The report points out the two socially destructive yet baseless assumptions underlying racial profiling: 1) Most criminals are members of minority races and 2) most minorities are criminals. No assumptions could be more destructive to the social fabric of a diverse nation such as ours. They breed racism, distrust and discrimination.

Ronald H. Weich, a Washington, D.C. attorney who co-authored the report with fellow attorney Carlos Angula, calls racial profiling a self-fulfilling prophecy. ``We know from federal health surveys that blacks and Hispanics are no more likely to be carrying drugs than whites, no more likely to be using drugs than whites. But if you act on the assumption that they are, and disproportionately stop and frisk and search and detain minorities, then just as a statistical matter, if they are carrying drugs in proportion to the numbers in the population then you end up arresting more minorities. This fuels the perception that minorities are disproportionately committing crimes. It's not true.''

The disproportionate arrest of Hispanics and blacks has decimated their communities with disastrous social consequences. It has led to a deep distrust of law enforcement officials and, as a result, to less cooperation with them.

In drug cases, federal prosecutors decide whether to take the case into federal court where mandatory minimum sentencing laws require much more prison time for those convicted, in general, than state courts do. For possessing approximately the same amount of crack cocaine, one can get sentenced to 10 years in prison by a federal court compared to less than a year by a state court.

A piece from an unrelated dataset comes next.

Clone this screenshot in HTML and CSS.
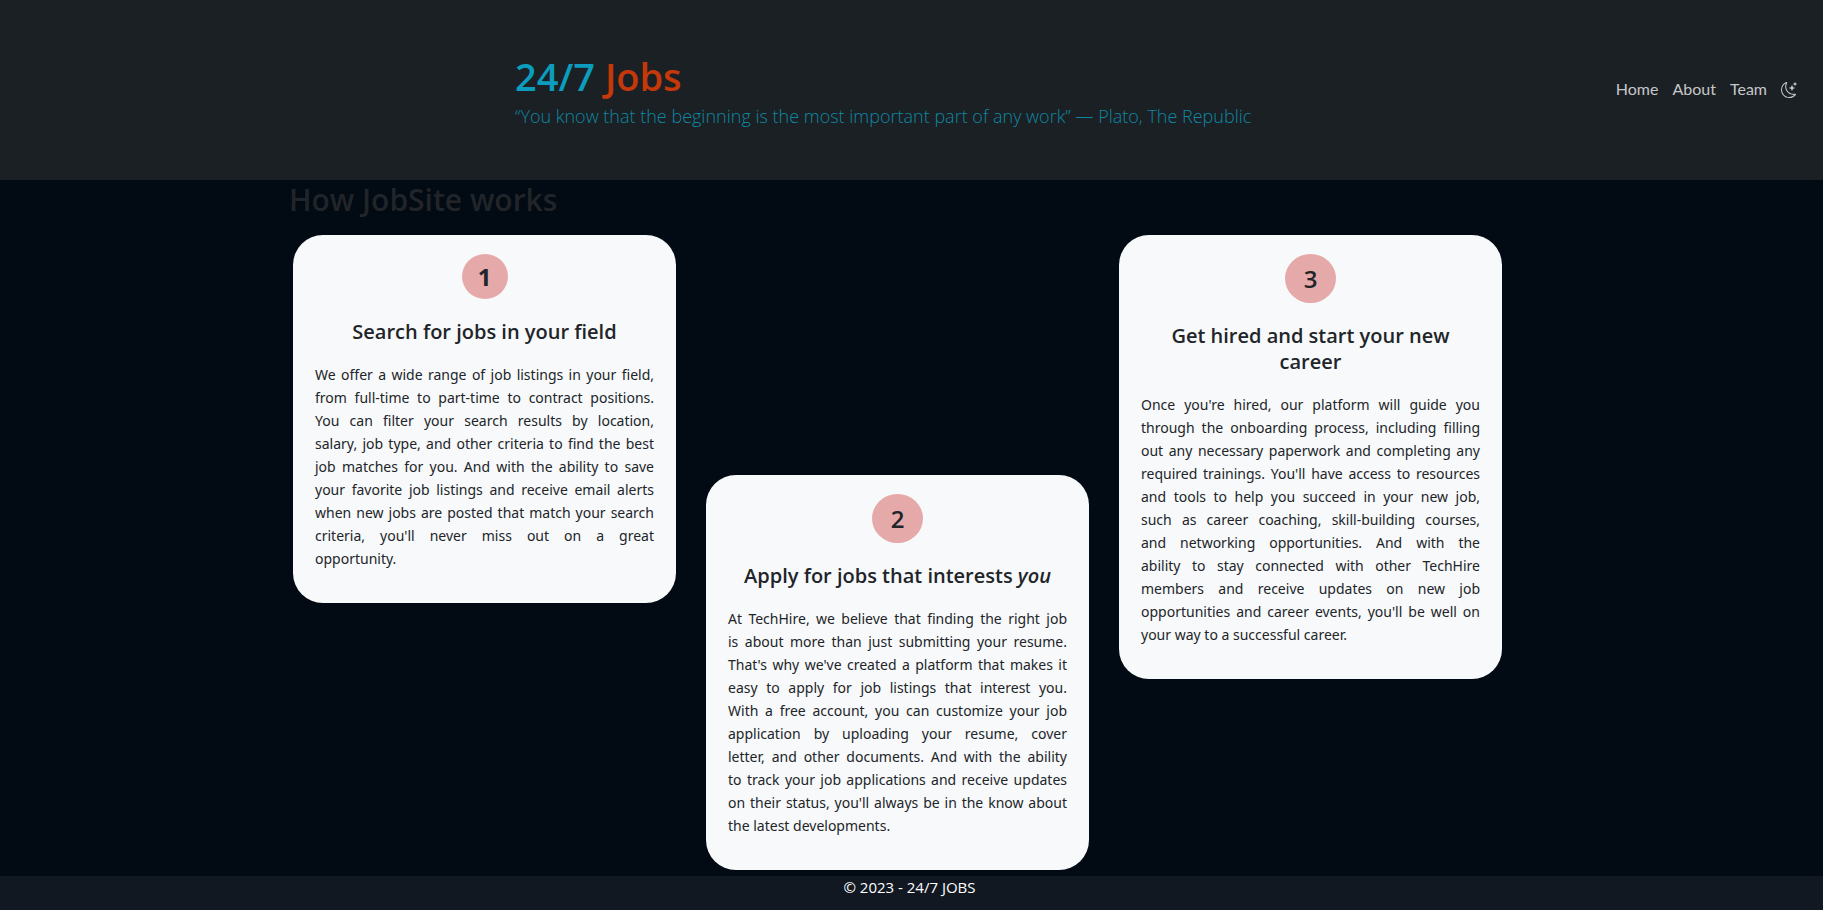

Not surprisingly, federal prosecutors are more likely to demand that blacks and Hispanics be tried in federal courts.

Weich says, ``the constant criminalization of race and racialization of crime fuel the engine of injustice.''

The report compiles existing evidence, analyzes it, and convincingly shows that racism has twisted and distorted the nation's criminal justice system.

Any promise of civil rights and equality under the law dies when a nation's criminal justice system acts upon racist assumptions that target members of minority groups.